On a visual level, this film is simply tremendous in executing the horror on display as it settles into the domestic issues at hand. Aster utilizes his camera in devious ways in order to accentuate moments and then hide away things we do not need to see. It became obvious much of it came from feeling the emotions of these characters more so than the action causing them distress. This occurs in a particular driving sequence, which utterly stunned me in the way it just stays on the face of a particular character as they cannot even look to see what occurred behind them. Such a real moment capturing the shock of his actions. Aster proves to be such a fascinating filmmaker in his own demented ways and he continues to prove with Midsommar that all of his films will provide incredible amount of intrigue and be terrifying outside of what the mainstream expects. 

As well as the director does with setting everything up, the biggest accolades must go to the acting and Toni Collete in particular. A complete tour-de-force performance by the veteran actor capturing both the intense grief she feels but also the anger that comes with it. I mean, the dinner scene where she releases this pent up aggression alone just drove chills down my spine but also reveals the mindset of this character at the time. Having to juggle the behavior of her kids on top of everything she feels just shows Collette puts in a legendary performance here unlike anything else she has ever produced. Stunning to say the least. 
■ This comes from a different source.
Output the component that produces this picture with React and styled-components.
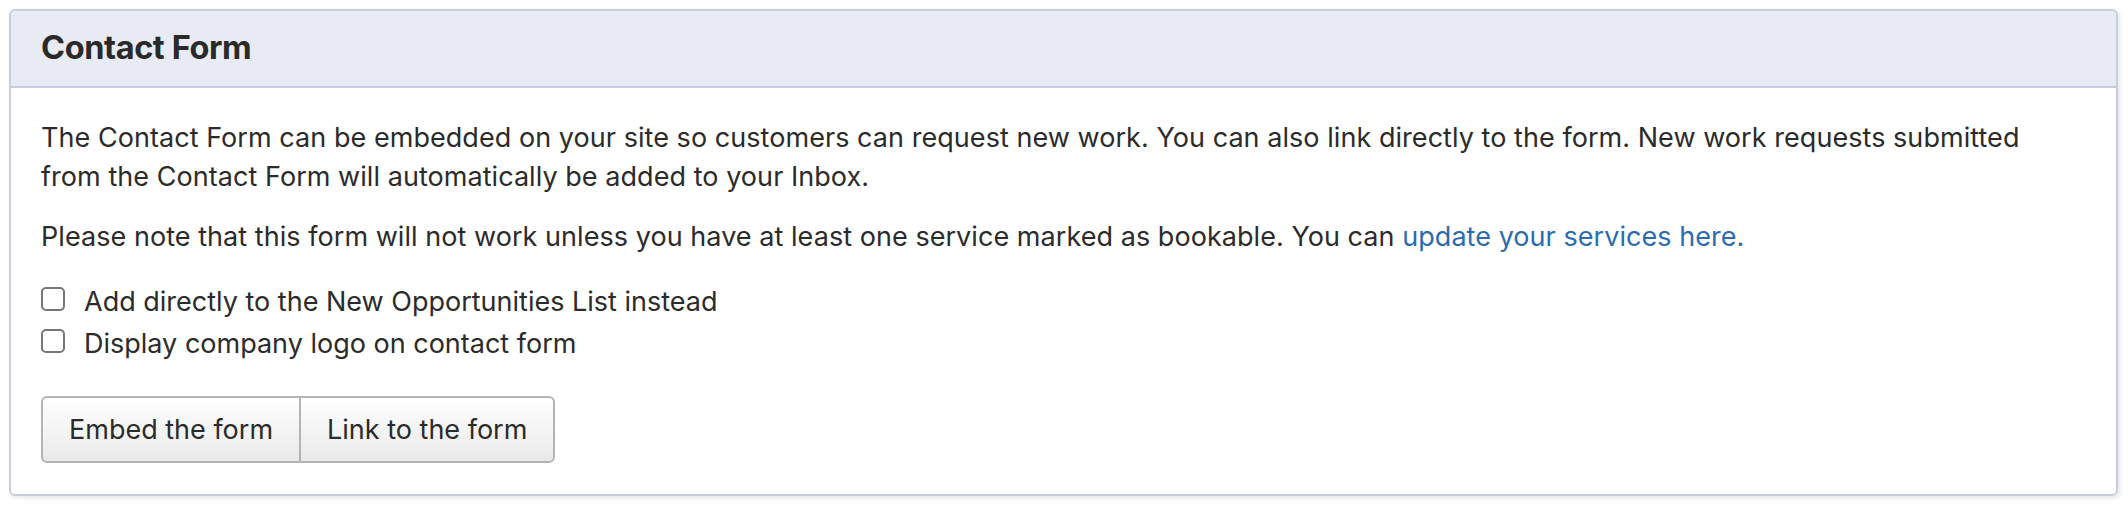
import React from 'react'
import styled, { createGlobalStyle } from 'styled-components'

const GlobalStyle = createGlobalStyle`
    html, body {
        margin: 0;
        padding: 0;
        background: #ffffff;
    }
    body {
        font-family: Inter, "Noto Sans", "Liberation Sans", sans-serif;
        color: #2b2b2b;
    }
`;

function Checkbox(props) {
    return (
        <CheckRow>
            <Box type="checkbox" defaultChecked={props.checked} />
            <span>{props.label}</span>
        </CheckRow>
    )
}

function App() {
    return (
        <Page>
            <GlobalStyle />
            <Card>
                <CardHeader>
                    <h2>Contact Form</h2>
                </CardHeader>
                <CardBody>
                    <Text>
                        The Contact Form can be embedded on your site so customers can request new work. You can also link directly to the form. New work requests submitted from the Contact Form will automatically be added to your Inbox.
                    </Text>
                    <Text>
                        Please note that this form will not work unless you have at least one service marked as bookable. You can <Link href="#">update your services here.</Link>
                    </Text>
                    <CheckList>
                        <Checkbox label="Add directly to the New Opportunities List instead" />
                        <Checkbox label="Display company logo on contact form" />
                    </CheckList>
                    <ButtonGroup>
                        <Button first>Embed the form</Button>
                        <Button>Link to the form</Button>
                    </ButtonGroup>
                </CardBody>
            </Card>
        </Page>
    )
}

export default App

const Page = styled.div`
    padding: 9px 10px 9px 9px;
`;

const Card = styled.div`
    border: 2px solid #c9cde0;
    border-radius: 6px;
    background: #ffffff;
    box-shadow: 2px 2px 4px rgba(40, 50, 90, 0.12);
    overflow: hidden;
`;

const CardHeader = styled.div`
    background-color: #e8ebf3;
    border-bottom: 2px solid #c9cde0;
    padding: 18px 30px 20px;
    h2 {
        margin: 0;
        font-size: 32.5px;
        line-height: 37px;
        font-weight: 700;
        color: #2a2a2a;
        letter-spacing: -0.4px;
    }
`;

const CardBody = styled.div`
    padding: 31px 30px 31px;
`;

const Text = styled.p`
    margin: 0 0 22px;
    max-width: 1990px;
    font-size: 27px;
    line-height: 38.6px;
    letter-spacing: 0.05px;
    color: #2b2b2b;
`;

const Link = styled.a`
    color: #2c6bb0;
    text-decoration: none;
`;

const CheckList = styled.div`
    display: flex;
    flex-direction: column;
    margin-top: 24px;
`;

const CheckRow = styled.label`
    display: flex;
    align-items: center;
    height: 42px;
    font-size: 27px;
    color: #2b2b2b;
`;

const Box = styled.input`
    appearance: none;
    -webkit-appearance: none;
    width: 24px;
    height: 24px;
    margin: 0 19px 5px 0;
    border: 2px solid #767676;
    border-radius: 5px;
    background: #ffffff;
    box-sizing: border-box;
`;

const ButtonGroup = styled.div`
    display: flex;
    margin-top: 31px;
`;

const Button = styled.button`
    height: 67px;
    padding: 0 26px;
    font-family: Inter, "Noto Sans", "Liberation Sans", sans-serif;
    font-size: 27px;
    color: #2b2b2b;
    background: linear-gradient(to bottom, #ffffff 0%, #e9e9e9 100%);
    border: 2px solid #b4b4b4;
    border-radius: ${p => (p.first ? '6px 0 0 6px' : '0 6px 6px 0')};
    margin-left: ${p => (p.first ? '0' : '-2px')};
    cursor: pointer;
`;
This film does come with its nitpicks including shameless exposition dumps and a few too many plot conveniences, like the one involving cake at a high school party. The importance of the cake’s placement works a bit too well for it to be obvious no high school party would be serving a freshly made cake. However, it can be pushed aside to appreciate the exceptional work on display here. The scares stay with you, which serves as the ultimate compliment to any horror film where most others come with disposable jump scare that can easily be forgotten. A rich tale and one that attempts and succeeds to unnerve and terrify its spectators.